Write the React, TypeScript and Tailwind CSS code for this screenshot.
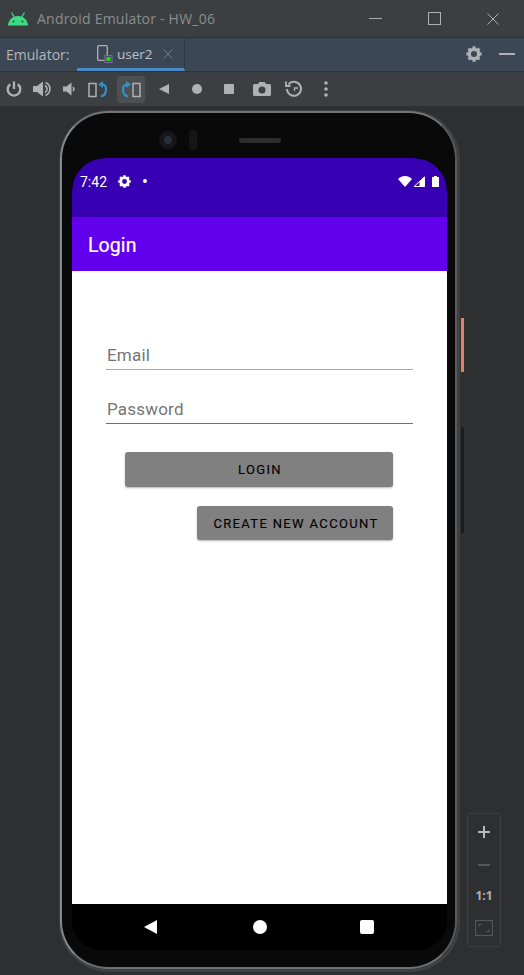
import React from "react";

const G = "#afb1b3";
const B = "#3592c4";

function Android() {
  return (
    <svg width="22" height="14" viewBox="0 0 22 14" fill="#3ddc84">
      <path d="M1 13.500C1.400 8 5.500 4 11 4s9.600 4 10 9.500z" />
      <path d="M4.500 .5l3 5M17.500 .5l-3 5" stroke="#3ddc84" strokeWidth="1.200" fill="none" />
      <circle cx="6.500" cy="9.500" r="1" fill="#3c3f41" />
      <circle cx="15.500" cy="9.500" r="1" fill="#3c3f41" />
    </svg>
  );
}

function Gear({ size = 16, color = G }: { size?: number; color?: string }) {
  const angles = [0, 45, 90, 135];
  return (
    <svg width={size} height={size} viewBox="0 0 24 24">
      <circle cx="12" cy="12" r="7" fill="none" stroke={color} strokeWidth="5" />
      {angles.map((a) => (
        <path key={a} d="M12 0.500V23.500" stroke={color} strokeWidth="4.600" strokeDasharray="5 13.500 5" transform={`rotate(${a} 12 12)`} />
      ))}
    </svg>
  );
}

function ToolIcon({ children, active }: { children: React.ReactNode; active?: boolean }) {
  return (
    <div className={`flex h-[27px] w-[28px] items-center justify-center rounded-[3px] ${active ? "bg-[#4c5052]" : ""}`}>
      {children}
    </div>
  );
}

function Toolbar() {
  return (
    <div className="flex h-[35px] items-center border-t border-[#323232] bg-[#3c3f41]">
      <ToolIcon>
        <svg width="16" height="16" viewBox="0 0 16 16" fill="none" stroke={G} strokeWidth="2.300">
          <path d="M8 .5v7.500M4.300 3.200a6.300 6.300 0 1 0 7.400 0" />
        </svg>
      </ToolIcon>
      <ToolIcon>
        <svg width="18" height="16" viewBox="0 0 18 16" fill={G}>
          <path d="M0 5h4l6-4.500v15L4 11H0z" />
          <path d="M12 4.500a4 4 0 0 1 0 7M12.500 1.500a7 7 0 0 1 0 13" fill="none" stroke={G} strokeWidth="1.600" />
        </svg>
      </ToolIcon>
      <div className="-ml-px">
        <ToolIcon>
          <svg width="14" height="14" viewBox="0 0 14 14" fill={G}>
            <path d="M1 4.500h3.500L9.500 .5v13L4.500 9.500H1z" />
            <path d="M11 5a3 3 0 0 1 0 4" fill="none" stroke={G} strokeWidth="1.600" />
          </svg>
        </ToolIcon>
      </div>
      <div className="ml-px">
        <ToolIcon>
          <svg width="20" height="17" viewBox="0 0 20 17" fill="none">
            <rect x="1" y="2.500" width="7" height="13" stroke={G} strokeWidth="1.500" />
            <path d="M14 3.500h.5c2.500 0 3.500 2 3.500 5s-1.500 6-5 7" stroke={B} strokeWidth="2.200" />
            <path d="M15 0v7l-5-3.500z" fill={B} />
          </svg>
        </ToolIcon>
      </div>
      <div className="ml-[5px]">
        <ToolIcon active>
          <svg width="20" height="17" viewBox="0 0 20 17" fill="none">
            <rect x="12" y="2.500" width="7" height="13" stroke={G} strokeWidth="1.500" />
            <path d="M6 3.500h-.5C3 3.500 2 5.500 2 8.500s1.500 6 5 7" stroke={B} strokeWidth="2.200" />
            <path d="M5 0v7l5-3.500z" fill={B} />
          </svg>
        </ToolIcon>
      </div>
      <div className="ml-[5px]">
        <ToolIcon>
          <svg width="12" height="12" viewBox="0 0 12 12" fill={G}>
            <path d="M11 1v10L1 6z" />
          </svg>
        </ToolIcon>
      </div>
      <div className="ml-[5px]">
        <ToolIcon>
          <svg width="12" height="12" viewBox="0 0 12 12" fill={G}>
            <circle cx="6" cy="6" r="5" />
          </svg>
        </ToolIcon>
      </div>
      <div className="ml-[4px]">
        <ToolIcon>
          <svg width="12" height="12" viewBox="0 0 12 12" fill={G}>
            <rect x="1" y="1" width="10" height="10" rx="1" />
          </svg>
        </ToolIcon>
      </div>
      <div className="ml-[5px]">
        <ToolIcon>
          <svg width="18" height="16" viewBox="0 0 18 16">
            <path
              fill={G}
              fillRule="evenodd"
              d="M1.500 3H5l1.300-2h5.400L13 3h3.500A1.500 1.500 0 0 1 18 4.500v9a1.500 1.500 0 0 1-1.500 1.500h-15A1.500 1.500 0 0 1 0 13.500v-9A1.500 1.500 0 0 1 1.500 3zM9 5.500a3.500 3.500 0 1 0 0 7 3.500 3.500 0 0 0 0-7z"
            />
          </svg>
        </ToolIcon>
      </div>
      <div className="ml-[4px]">
        <ToolIcon>
          <svg width="18" height="18" viewBox="0 0 18 18" fill="none" stroke={G} strokeWidth="2">
            <path d="M3.500 4.500A7 7 0 1 1 2 9" />
            <path d="M1 1.500v4.500h4.500" strokeWidth="1.800" />
            <path d="M9.500 11V8H13" strokeWidth="1.300" />
          </svg>
        </ToolIcon>
      </div>
      <div className="ml-[4px]">
        <ToolIcon>
          <svg width="4" height="16" viewBox="0 0 4 16" fill={G}>
            <circle cx="2" cy="2" r="1.800" />
            <circle cx="2" cy="8" r="1.800" />
            <circle cx="2" cy="14" r="1.800" />
          </svg>
        </ToolIcon>
      </div>
    </div>
  );
}

function StatusBar() {
  return (
    <div className="flex h-[59px] items-start justify-between rounded-t-[33px] bg-[#3700b3] pl-[8px] pr-[8px] pt-[16px] text-white">
      <div className="flex items-center">
        <span className="text-[14px] leading-[16px]">7:42</span>
        <span className="ml-[11px] flex -translate-y-px">
          <Gear size={13} color="#ffffff" />
        </span>
        <span className="ml-[12px] h-[4px] w-[4px] -translate-y-px rounded-full bg-white" />
      </div>
      <div className="flex items-center pt-[2px]">
        <svg width="14" height="11" viewBox="0 0 14 11" fill="#fff">
          <path d="M0 3C2 1 4.300 0 7 0s5 1 7 3L7 11z" />
        </svg>
        <svg width="12" height="11" viewBox="0 0 12 11" className="ml-[1px]">
          <path d="M11.500 1v9.500H1z" fill="none" stroke="#fff" strokeWidth="1" />
          <path d="M6.500 5.500v5h5v-10z" fill="#fff" />
        </svg>
        <svg width="7" height="11" viewBox="0 0 7 11" fill="#fff" className="ml-[7px]">
          <path d="M2 0h3v1h2v10H0V1h2z" />
        </svg>
      </div>
    </div>
  );
}

function Field({ label, line, mt }: { label: string; line: string; mt: string }) {
  return (
    <div className={`h-[28px] w-[307px] border-b pl-px ${line} ${mt}`}>
      <span className="block text-[17px] leading-[26px] tracking-[.2px] text-[#757575]">{label}</span>
    </div>
  );
}

function Screen() {
  return (
    <div className="w-[375px] overflow-hidden rounded-t-[33px] rounded-b-[30px] bg-black [font-family:Roboto,sans-serif]">
      <StatusBar />
      <div className="flex h-[54px] items-center bg-[#6200ee] pl-[16px] pt-[3px] text-[19.500px] tracking-[.1px] text-white [-webkit-text-stroke:0.2px_white]">
        Login
      </div>
      <div className="h-[633px] bg-white pl-[34px] pt-[71px]">
        <Field label="Email" line="border-[#a8a8a8]" mt="mt-0" />
        <Field label="Password" line="border-[#6e6e6e]" mt="mt-[26px]" />
        <div className="ml-[19px] mt-[28px] flex h-[35px] w-[268px] items-center justify-center rounded-[3px] bg-[#808080] pl-[2px] pt-[1px] text-[13px] tracking-[1.350px] text-black shadow-[0_1px_2px_rgba(0,0,0,.3)] [-webkit-text-stroke:0.15px_black]">
          LOGIN
        </div>
        <div className="ml-[91px] mt-[19px] flex h-[34px] w-[196px] items-center justify-center rounded-[3px] bg-[#808080] pl-[2px] pt-[1px] text-[13px] tracking-[1.350px] text-black shadow-[0_1px_2px_rgba(0,0,0,.3)] [-webkit-text-stroke:0.15px_black]">
          CREATE NEW ACCOUNT
        </div>
      </div>
      <div className="flex h-[46px] items-center bg-black">
        <div className="ml-[72px] h-0 w-0 border-y-[7.500px] border-r-[13px] border-y-transparent border-r-white" />
        <div className="ml-[96px] h-[14px] w-[14px] rounded-full bg-white" />
        <div className="ml-[93px] h-[14px] w-[14px] rounded-[2px] bg-white" />
      </div>
    </div>
  );
}

function Phone() {
  return (
    <div className="relative ml-[59px] mt-[4px] h-[862px] w-[401px] rounded-[50px] border-b-[3px] border-l border-r-[3px] border-t border-[#3f4041]">
      <div className="h-full w-full rounded-[48px] border-[2px] border-b-[#6f7071] border-l-[#87888a] border-r-[#58595a] border-t-[#737475] bg-[#0a090a] pl-[10px] pt-[45px]">
        <Screen />
      </div>
      {/* camera */}
      <div className="absolute left-[99px] top-[20px] h-[18px] w-[18px] rounded-full bg-[#16161a]">
        <div className="ml-[5px] mt-[5px] h-[8px] w-[8px] rounded-full bg-[#2a2e3a]" />
      </div>
      <div className="absolute left-[129px] top-[19px] h-[20px] w-[8px] rounded-full bg-[#161616]" />
      <div className="absolute left-[179px] top-[27px] h-[5px] w-[42px] rounded-full bg-[#2c2c2c]" />
      {/* side keys */}
      <div className="absolute left-[401px] top-[207px] h-[54px] w-[3px] bg-[#e2806a]" />
      <div className="absolute left-[401px] top-[316px] h-[106px] w-[3px] rounded-full bg-[#1c1c1d]" />
    </div>
  );
}

function ZoomPanel() {
  return (
    <div className="absolute left-[467px] top-[813px] flex h-[134px] w-[34px] flex-col items-center rounded-[3px] border border-[#3c3e40] text-[#aeb0b2]">
      <svg width="14" height="14" viewBox="0 0 14 14" className="mt-[11px]" stroke="#b8babc" strokeWidth="2">
        <path d="M7 1v12M1 7h12" />
      </svg>
      <svg width="14" height="14" viewBox="0 0 14 14" className="mt-[19px]" stroke="#55585a" strokeWidth="2">
        <path d="M1 7h12" />
      </svg>
      <span className="mt-[17px] text-[12px] font-bold leading-[14px]">1:1</span>
      <svg width="18" height="16" viewBox="0 0 18 16" fill="none" stroke="#55585a" className="mt-[17px]">
        <rect x=".5" y=".5" width="17" height="15" strokeWidth="1.200" />
        <path d="M4 7V4.500h3M14 9v2.500h-3" strokeWidth="1" />
      </svg>
    </div>
  );
}

export default function App() {
  return (
    <div className="relative h-[975px] w-[524px] overflow-hidden bg-[#2d2f30] [font-family:'Open_Sans',sans-serif]">
      <div className="flex h-[37px] items-center justify-between bg-[#3c3f41] pl-[7px]">
        <div className="flex items-center">
          <Android />
          <span className="ml-[8px] text-[14px] tracking-[.22px] text-[#8b8d8e]">Android Emulator - HW_06</span>
        </div>
        <div className="flex items-center">
          <div className="h-[1px] w-[13px] bg-[#a8a8a8]" />
          <div className="ml-[46px] h-[13px] w-[13px] border border-[#b0b0b0]" />
          <svg width="12" height="12" viewBox="0 0 12 12" className="ml-[46px] mr-[25px]" stroke="#b0b0b0">
            <path d="M.5.5l11 11M11.500.5l-11 11" />
          </svg>
        </div>
      </div>
      <div className="flex h-[34px] items-stretch justify-between border-t border-[#323232] bg-[#3b4754]">
        <div className="flex items-stretch">
          <div className="flex w-[77px] items-center pl-[6px] text-[14px] text-[#b4b6b8]">Emulator:</div>
          <div className="flex w-[108px] items-center border-b-[3px] border-r border-b-[#4a88c7] border-r-[#323a44] pl-[20px] pt-[2px]">
            <svg width="16" height="18" viewBox="0 0 16 18" fill="none">
              <rect x=".7" y=".7" width="9.600" height="14.600" rx="1" stroke={G} strokeWidth="1.300" />
              <rect x="8" y="10.500" width="7" height="7" fill="#4a3f63" stroke="#7a6aa5" />
              <circle cx="11.500" cy="14" r="2.300" fill="#22e000" />
            </svg>
            <span className="ml-[4px] text-[13.500px] text-[#c0c2c4]">user2</span>
            <svg width="10" height="10" viewBox="0 0 10 10" className="ml-[10px]" stroke="#6f7a86">
              <path d="M.5.5l9 9M9.500.5l-9 9" />
            </svg>
          </div>
        </div>
        <div className="flex items-center pb-[1px]">
          <Gear size={16} />
          <div className="ml-[17px] mr-[9px] h-[2px] w-[16px] bg-[#afb1b3]" />
        </div>
      </div>
      <Toolbar />
      <Phone />
      <ZoomPanel />
    </div>
  );
}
====
> _What you will do_:
Identify the lines above that contain the word "React", then copy them.

> _Task output_:
Write the React, TypeScript and Tailwind CSS code for this screenshot.
import React from "react";
function ToolIcon({ children, active }: { children: React.ReactNode; active?: boolean }) {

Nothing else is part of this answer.